THE HALF DECENT FOOTBALL MAGAZINE

Damien Blake looks back on the last season when a win meant two points and the FA Cup holders played outside the top flight

The long-term significance
This was the final season played under two points for a win. The addition of an extra point was one of the recommendations made in a document called Soccer – The Fight For Survival. Put together by a group of club officials and managers, including Terry Venables and Graham Taylor, the report had been triggered by concern over a variety of issues, notably falling attendances. This was also the last time to date that the FA Cup holders played outside the top flight.
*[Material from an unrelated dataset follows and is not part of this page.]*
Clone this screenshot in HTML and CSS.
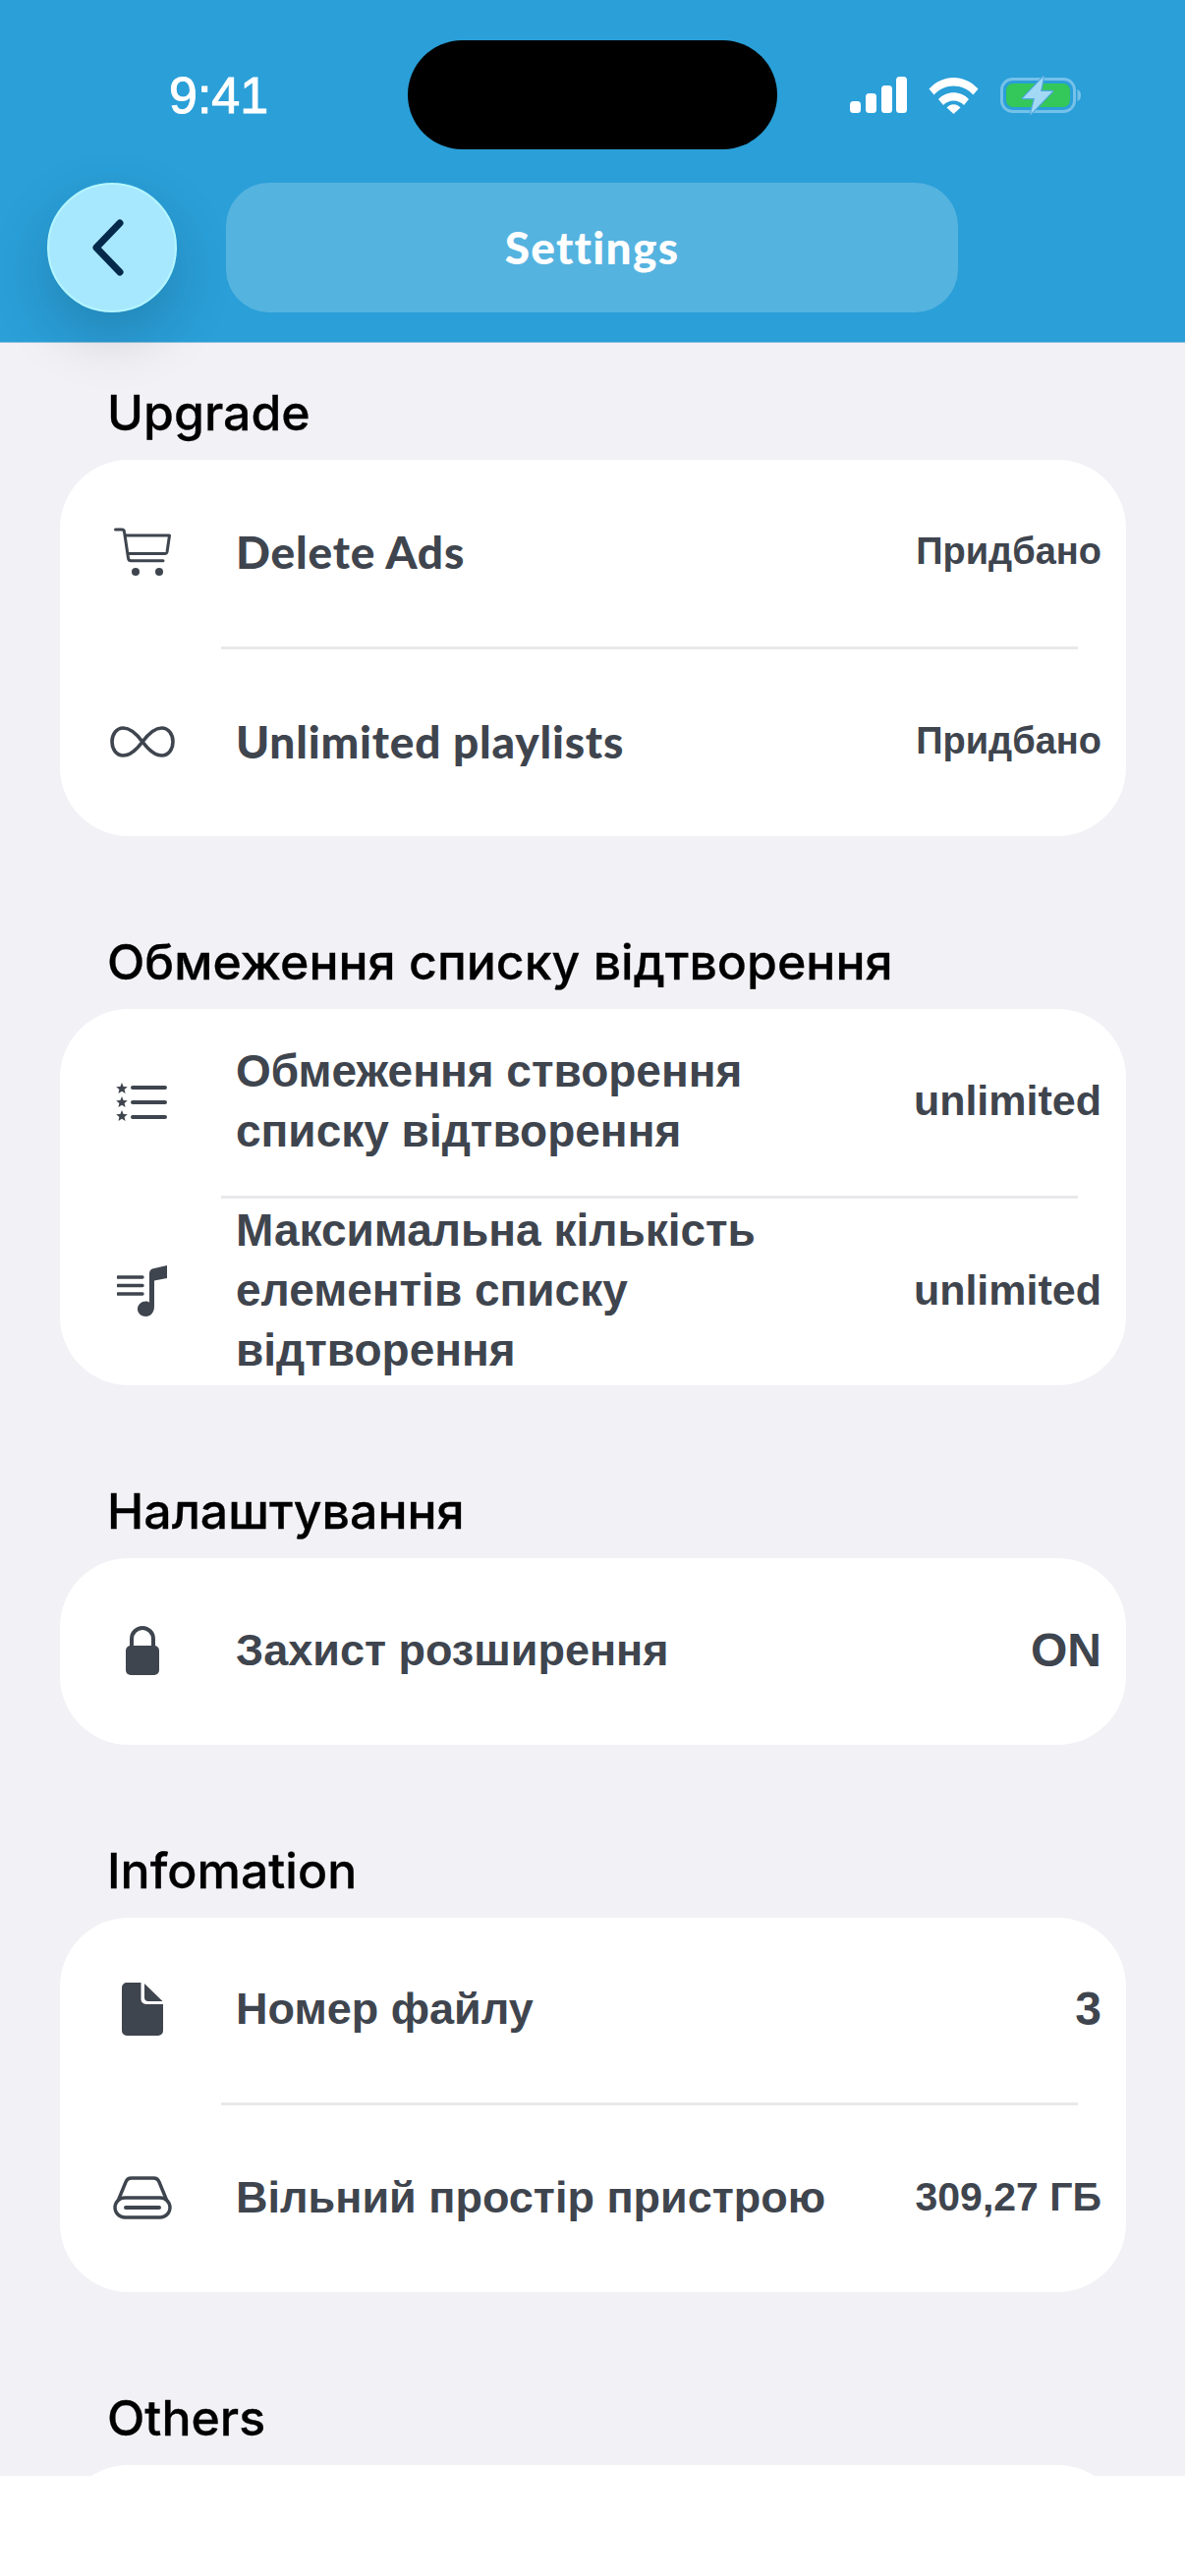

West Ham had won the trophy in May 1980, beating Arsenal 1-0 (with a rare Trevor Brooking header that was still a source of mirth to his Match of the Day colleagues 20 years later) but they had only finished seventh in Division Two, six points off a promotion place.

Story of the season
Unbeaten Blackburn topped the table until early October then slumped, with six defeats in nine games. After rallying in the New Year, they lost a decisive match, 2-0 at Swansea in April. John Toshack’s Swans, finishing in their highest League position to date, completed their rise from Fourth Division to First in four seasons with a 3-1 win at Preston on the final day. Notts County, guided by veteran Scottish midfielders Eddie Kelly and Don Masson, returned to the top division after a 55-year absence. Having recovered from a dismal winter run of 12 matches without a win, County clinched promotion with a 2-0 victory at Chelsea in the penultimate round. With strikers David Cross and Paul Goddard scoring consistently, West Ham had the title wrapped up in early April. The Hammers also returned to Wembley, drawing the League Cup final with Liverpool, but losing the replay at Villa Park. They lost a Cup-Winners Cup quarter-final to Dynamo Tbilisi. The two Bristol clubs seemed hellbent on relegation from the off – Rovers took 15 matches to register a victory while City, saddled with players’ contracts they couldn’t afford to pay, were winless in their first nine. Bobby Houghton, who had taken Malmo to a European Cup final two years previously, was in charge of City when they went down, but left before their record-breaking third successive relegation in 1981-82.

For the record books
Newcastle endured their worst ever season for goals. They scored a minuscule eight away, three coming in one match at Preston, and were involved in 11 scoreless draws. Still, things were about to look up – 19‑year‑old winger Chris Waddle made his League debut in December. Chelsea, managed by Geoff Hurst, had a bizarre second half of the season, scoring in just three of their last 21 games – two of those being consecutive 3-0 wins. Hurst, who had been voted manager of the month twice earlier in the season, left in April and never took another job in management.

Same place today
Only six of these clubs are playing in the Championship this season. Luton, Derby, Sheffield Wednesday and QPR all moved up to Division One subsequently, before falling further down. Preston didn’t return to this division until promoted under David Moyes in 2000. Cardiff went down the following year, came back for two seasons from 1983, then stayed in the lower divisions until three years ago.

Moved furthest away
Cambridge Utd are now in the Conference; Shrewsbury also spent two seasons there before coming back in 2004-05. A further 11 clubs dropped down to Division Four, including two of the promoted sides, Notts County and Swansea.

Went on to greater things
Howard Kendall ~ Blackburn’s player-manager earned a move to Everton, where he was to win two League titles in the first of his three spells in charge, as well as an FA Cup and a Cup-Winners Cup.
Brian Kilcline ~ Fearsome centre-half, promoted in his second season with Notts County. Went on to win the FA Cup with Coventry in 1987.
Gary Mabbutt ~ Bristol Rovers’ joint top scorer, with five goals, joined Tottenham in 1982. Like Brian Kilcline, the famous diabetic was to score an own goal in the 1987 FA Cup final, in his case the decisive one in Spurs’ 3-2 defeat.

Disappearing from view
Duncan McKenzie ~ The erratically brilliant striker, a fan favourite at all his many clubs, retired after his second season with Blackburn. Now a radio presenter.
Crowds ~ Gates were 11 per cent down on the previous season, with half the 22 clubs in Division Two averaging fewer than 10,000 per match.
Brian Kidd ~ A Manchester United scorer in the 1968 European Cup final aged 18, retired after his one season with Bolton, his only spell outside the top flight.
Red and yellow cards ~ Dropped in mid-season, having been used by referees in England since 1975-76. Brought back in 1987.